Buncombe County staff presented a briefing at the Feb. 7 meeting of the Buncombe County Board of Commissioners to update the Commission and the public on the county’s “Educated & Capable Community Strategic Plan Focus Area.”
That focus area targets improving educational achievement in schools and quality of life for all age groups.
According to the report, profound racial disparities persist between African American and white students in both academic performance and disciplinary action taken against them. Students in third through eighth grades in Asheville City Schools showed the greatest performance gaps in reading skills: 13% of Black students were grade-proficient in end-of year tests, compared to 75% of white students—a 62% gap.
The differentials in mathematics were almost as severe, showing a 55% gap: only 11% of Black city students were grade-proficient in end-of-year tests, compared to 66% of white students.
Buncombe County students in those same age groups showed similar, though not quite as severe, gaps of 36% in reading and 40% in math. But Al Whitesides, the first Black county commissioner in history, said he was “appalled” by those numbers.
In terms of disciplinary actions taken against students, the statistics show a virtual mirror image of the achievement levels. Based on numbers from the staff study, Black students in Asheville City Schools were more than seven times as likely as white students (17.1 v. 2.29 per 1,000 students) to be referred to law enforcement. Many of those students find themselves out of the school buildings, either because the school has put them on short-term suspension—or they are being “dealt with” by law enforcement.
A similar picture emerges for county students: Buncombe County Schools referred 23.4 Black students per thousand to law enforcement, compared to 9.2 per thousand white students.
Former Asheville teacher Sarah Williams says, “The educational gap between African American students and white students comes as no surprise to me. There has been a gap as long as I can remember.”
She does not ascribe that differential to the students, however, instead asking, “Why does the gap still exist? The insinuation is that African American students can learn but minimally.”
But she questions why the discussion so often comes down to the students’ mental abilities. With her own background in the classroom, she points out, “There will always be strong teachers and weak teachers. The weak teachers could be the source of the problem.”
In a similar vein, she challenges the idea “that African American students come from homes where parents care nothing about education.”
That phenomenon exists among white families as well, with many white parents questioning the value of education, demanding that certain books be restricted or banned, and condemning even the idea of teaching critical thinking.
Even so, Williams says, “A teacher should go into his or her bag of tricks and work around that barrier. No, it won’t be easy, but every student is worth it.”
“I don’t have all the answers,” Williams concludes, “but I know that we can’t let the color of a child’s skin limit his or her educational success. Look within your school system and find your weaknesses—and turn them into strengths.”

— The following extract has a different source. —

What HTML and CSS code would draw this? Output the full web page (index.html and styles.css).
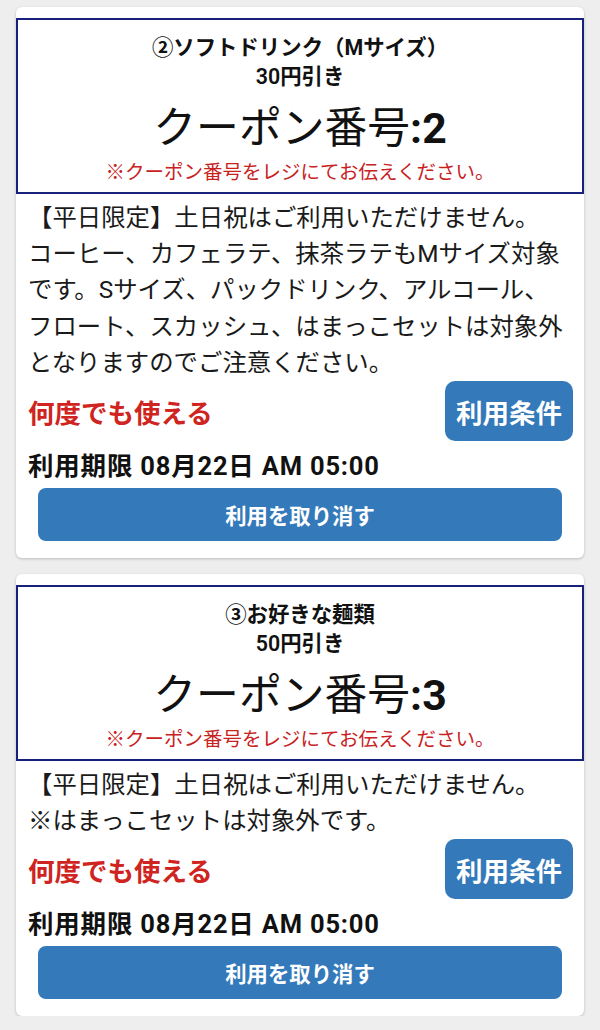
FILE: index.html
```html
<!DOCTYPE html>
<html lang="ja">
<head>
<meta charset="utf-8">
<title>クーポン</title>
<link rel="stylesheet" href="styles.css">
</head>
<body>
<main class="list">
  <section class="card">
    <div class="coupon-box">
      <div class="coupon-title">②ソフトドリンク（Mサイズ）</div>
      <div class="coupon-discount">30円引き</div>
      <div class="coupon-number">クーポン番号<b>:2</b></div>
      <div class="coupon-note">※クーポン番号をレジにてお伝えください。</div>
    </div>
    <div class="card-body">
      <p class="desc">【平日限定】土日祝はご利用いただけません。<br>コーヒー、カフェラテ、抹茶ラテもMサイズ対象です。Sサイズ、パックドリンク、アルコール、フロート、スカッシュ、はまっこセットは対象外となりますのでご注意ください。</p>
      <div class="usage-row">
        <span class="usage">何度でも使える</span>
        <button class="btn btn-terms">利用条件</button>
      </div>
      <div class="deadline">利用期限 08月22日 AM 05:00</div>
      <button class="btn btn-cancel">利用を取り消す</button>
    </div>
  </section>

  <section class="card">
    <div class="coupon-box">
      <div class="coupon-title">③お好きな麺類</div>
      <div class="coupon-discount">50円引き</div>
      <div class="coupon-number">クーポン番号<b>:3</b></div>
      <div class="coupon-note">※クーポン番号をレジにてお伝えください。</div>
    </div>
    <div class="card-body">
      <p class="desc">【平日限定】土日祝はご利用いただけません。<br>※はまっこセットは対象外です。</p>
      <div class="usage-row">
        <span class="usage">何度でも使える</span>
        <button class="btn btn-terms">利用条件</button>
      </div>
      <div class="deadline">利用期限 08月22日 AM 05:00</div>
      <button class="btn btn-cancel">利用を取り消す</button>
    </div>
  </section>
</main>
</body>
</html>
```

FILE: styles.css
```css
html, body {
  margin: 0;
  padding: 0;
  background: #eeeeee;
}

body {
  font-family: Roboto, "Noto Sans CJK JP", sans-serif;
  color: #1a1a1a;
}

.list {
  display: flex;
  flex-direction: column;
  gap: 16px;
  padding: 7px 16px 0 16px;
}

.card {
  background: #ffffff;
  border-radius: 6px;
  box-shadow: 0 1px 3px rgba(0, 0, 0, 0.22);
  padding: 11px 0 17px 0;
}

.coupon-box {
  border: 2px solid #17217c;
  padding: 12px 8px 6px 8px;
  text-align: center;
  color: #111;
}

.coupon-title {
  font-size: 21.4px;
  font-weight: 700;
  line-height: 32px;
}

.coupon-discount {
  font-size: 21.4px;
  font-weight: 600;
  line-height: 26px;
}

.coupon-number {
  font-size: 42.8px;
  line-height: 64px;
  margin-top: 6px;
  font-weight: 400;
}

.coupon-number b {
  font-weight: 700;
}

.coupon-note {
  font-size: 19.5px;
  line-height: 26px;
  color: #c8221f;
}

.card-body {
  padding: 6px 12px 0 12px;
  display: flex;
  flex-direction: column;
}

.desc {
  margin: 0;
  font-size: 24.4px;
  line-height: 36.2px;
  color: #1a1a1a;
}

.usage-row {
  display: flex;
  justify-content: space-between;
  align-items: center;
}

.usage {
  font-size: 26.5px;
  font-weight: 700;
  color: #cf2420;
}

.btn {
  border: none;
  background: #3479b9;
  color: #ffffff;
  font-family: Roboto, "Noto Sans CJK JP", sans-serif;
  font-weight: 700;
  cursor: pointer;
}

.btn-terms {
  height: 60px;
  padding: 0 11px;
  border-radius: 10px;
  font-size: 26.5px;
  margin-right: -1px;
}

.deadline {
  margin-top: 7px;
  font-size: 25.5px;
  letter-spacing: 0.8px;
  line-height: 36px;
  font-weight: 700;
  color: #111;
}

.btn-cancel {
  margin: 4px 10px 0 10px;
  height: 53px;
  border-radius: 8px;
  font-size: 21.4px;
}
```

Jim Causby, Interim Superinten-dent of the Asheville schools system, agreed with Whitesides that a major cause of the achievement gap is poverty, especially its far higher rate among Black families than white ones. But he also noted some positive signs, for example that the growth in Black achievement was the highest in Asheville schools’ history—though that growth began from a baseline that has been embarrassingly low for more than a decade. He also mentioned some remediating ideas, such as a “reset room” containing exercise equipment and even punching bags, where students could find an outlet for their frustrations, anger, sorrow, or other feelings.
Money, but not money alone
Buncombe commissioners provide more than $100 million a year in support of the County’s school system, but money is not the be-all and end-all solution. Better training of teachers and staff about racial bias in their response to even minor infractions is essential. Promoting and ensuring diversity, equity, and inclusion at all levels of the system; the broader community and “partner organizations” like the locally based United for Youth Network and the statewide MyFutureNC can help improve education and narrow, and ultimately close, the achievement and disciplinary gaps.
And commissioners must work to integrate other aspects of community development and equity: building more affordable housing, making libraries more accessible to all, and working in a broad way to close the poverty gap.
None of these tasks is easy, but all of them are essential if students in Asheville and Buncombe County schools are ever to achieve up to their full potential.